Stavanger heeft ’s werelds belangrijkste ‘olie-universiteit’ – de Universiteit van Stavanger – met cursussen als offshoretechnologie en petroleumchemie. De stad huisvest ook het Norsk Oljemuseum, een aardoliemuseum met tentoonstellingen die het ‘verhaal van de olie’ en de rol van Noorwegen daarin vertellen.
Meer recentelijk zijn er andere steden geweest die enorm van de industrie hebben geprofiteerd. Met name Hammerfest heeft een enorme economische boom doorgemaakt sinds de bouw van de eerste LNG-installatie (Liquified Natural Gas) van Europa op Melkøya, een eiland vlak voor de kust.
De installatie was het grootste bouwproject ooit in de geschiedenis van Noord-Noorwegen. Sinds 2007 wordt het gas van Snøhvit verwerkt tot LNG.
Wat gebeurt er als de olie opraakt?
Zoals alle natuurlijke hulpbronnen, zijn olie en gas eindig. Wereldwijd woedt de discussie of we de oliepiek voorbij zijn of nog naderen. Tot nu toe is 47% van de winbare voorraden op de NCS opgepompt. Het enige dat zeker is, is dat de olie en het gas niet eeuwig kunnen blijven stromen.
De afgelopen jaren zijn we in Noorwegen al een glimp beginnen op te vangen van het leven na de olie. De wereldwijde lage olieprijzen veroorzaakten een terugval in de Noorse economie en het verlies van veel banen in de olie-industrie. Er is een recent herstel geweest, maar het is een grimmige herinnering dat de algemene trend neerwaarts is.
De GPF-G is een goed begin om de toekomst van de Noorse economie veilig te stellen. Met een huidige omvang van meer dan 300% van het Noorse BBP zou het land drie jaar kunnen sluiten zonder zich zorgen te hoeven maken. Dit is een mooie buffer, maar het is niet genoeg voor de lange termijn.
Een andere manier waarop Noorwegen goed is voorbereid op een soepele overgang naar de post-oliewereld is dat het land zelf niet sterk afhankelijk is van olie en gas. 98% van de elektriciteit in het land is afkomstig van waterkracht en steeds meer consumenten kiezen voor elektrische voertuigen.
Noorwegen streeft ook naar emissievrije fjorden en een volledig emissievrije scheepsvloot in de komende decennia.

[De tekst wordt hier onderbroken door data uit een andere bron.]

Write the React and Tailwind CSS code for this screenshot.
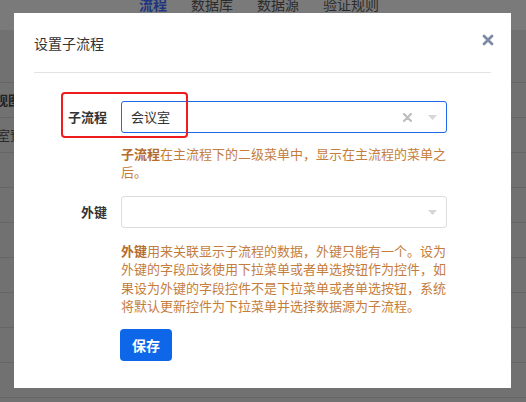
const font = { fontFamily: '"Noto Sans CJK SC", "Noto Sans", sans-serif' };

const CloseIcon = () => (
  <svg width="12" height="12" viewBox="0 0 12 12" className="text-[#7d8ba5]">
    <path d="M2 2L10 10M10 2L2 10" stroke="currentColor" strokeWidth="2.8" strokeLinecap="round" />
  </svg>
);

const Caret = () => (
  <svg width="9" height="5" viewBox="0 0 9 5">
    <path d="M0 0H9L4.5 5Z" fill="#d6d6d6" />
  </svg>
);

const Select = ({ value, active }) => (
  <div
    className={`flex h-[32px] items-center rounded-[3px] border bg-white pl-[9px] pr-[9px] ${
      active ? "border-[#1d6be6]" : "border-[#dcdcdc]"
    }`}
  >
    <span className="flex-1 text-[13px] text-[#333]">{value}</span>
    {value && (
      <svg width="9" height="9" viewBox="0 0 9 9" className="mr-[16px]">
        <path d="M1 1L8 8M8 1L1 8" stroke="#bdbdbd" strokeWidth="2.2" strokeLinecap="round" />
      </svg>
    )}
    <Caret />
  </div>
);

export default function App() {
  return (
    <div className="relative h-[402px] w-[526px] overflow-hidden bg-[#717171]" style={font}>
      {/* page behind the mask */}
      <div className="flex h-[30px] items-start gap-6 bg-[#7a7a7a] pl-[139px]">
        <span className="-mt-[6px] text-[14px] font-bold leading-[20px] text-[#1f3580]">流程</span>
        <span className="-mt-[6px] text-[14px] leading-[20px] text-[#2c2c2c]">数据库</span>
        <span className="-mt-[6px] text-[14px] leading-[20px] text-[#2c2c2c]">数据源</span>
        <span className="-mt-[6px] text-[14px] leading-[20px] text-[#2c2c2c]">验证规则</span>
      </div>
      <div className="h-[53px] border-b border-[#656565]" />
      <div className="-ml-[5px] flex h-[35px] items-center border-b border-[#656565] text-[13px] font-bold text-[#222]">视图</div>
      <div className="-ml-[3px] flex h-[35px] items-center border-b border-[#656565] text-[13px] text-[#2a2a2a]">室预</div>
      {[0, 1, 2, 3, 4, 5, 6, 7].map((i) => (
        <div key={i} className="h-[35px] border-b border-[#656565]" />
      ))}

      {/* modal */}
      <div className="absolute left-[14px] top-[13px] h-[375px] w-[497px] bg-white">
        <div className="mx-[20px] flex h-[60px] items-start justify-between border-b border-[#e3e3e3] pt-[20px]">
          <span className="text-[14px] leading-[20px] text-[#333]">设置子流程</span>
          <span className="-mr-[3px] mt-[1px]">
            <CloseIcon />
          </span>
        </div>

        <div className="grid grid-cols-[73px_326px] gap-x-[14px] px-[20px] pt-[28px]">
          <div className="flex items-center justify-end text-[13px] font-bold text-[#333]">子流程</div>
          <Select value="会议室" active />
          <div />
          <p className="mt-[12px] text-[13px] leading-[17.5px] text-[#c47d3d]">
            <b className="font-bold text-[#b56c2c]">子流程</b>在主流程下的二级菜单中，显示在主流程的菜单之后。
          </p>

          <div className="mt-[16px] flex items-center justify-end text-[13px] font-bold text-[#333]">外键</div>
          <div className="mt-[16px]">
            <Select value="" />
          </div>
          <div />
          <p className="mt-[14px] text-[13px] leading-[18.3px] text-[#c47d3d]">
            <b className="font-bold text-[#b56c2c]">外键</b>用来关联显示子流程的数据，外键只能有一个。设为外键的字段应该使用下拉菜单或者单选按钮作为控件，如果设为外键的字段控件不是下拉菜单或者单选按钮，系统将默认更新控件为下拉菜单并选择数据源为子流程。
          </p>

          <div />
          <div className="mt-[14px]">
            <button className="-ml-px h-[32px] w-[52px] rounded-[4px] bg-[#0e67e8] text-[14px] font-bold text-white">
              保存
            </button>
          </div>
        </div>

        {/* red annotation box */}
        <div className="absolute left-[47px] top-[79px] h-[46px] w-[127px] rounded-[4px] border-2 border-[#ee1c1c]" />
      </div>
    </div>
  );
}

De scheepsvloot is goed voor bijna al het oliegebruik in Noorwegen, dus als de vloot minder olie gaat gebruiken, zal het land daarvan profiteren.
Als de aardolie-industrie eenmaal begint aan haar definitieve neergang, zullen er steeds meer geschoolde werknemers concurreren om de beschikbare banen in het land. Expertise in de waterkrachtindustrie kan helpen een deel van het tekort te dekken met de wereldwijde groei in duurzame energie.
De toeristenindustrie, die het verbluffend mooie landschap van Noorwegen exploiteert, blijft groeien en zal dat nog enige tijd blijven doen. Tenslotte blijft de vroegere basis van de economie, de visserij-industrie, behoorlijk robuust.
Wat er ook gebeurt, het IMF is van mening dat de overgang van Noorwegen relatief soepel zou moeten verlopen, zolang het ten minste één oog op de toekomst houdt.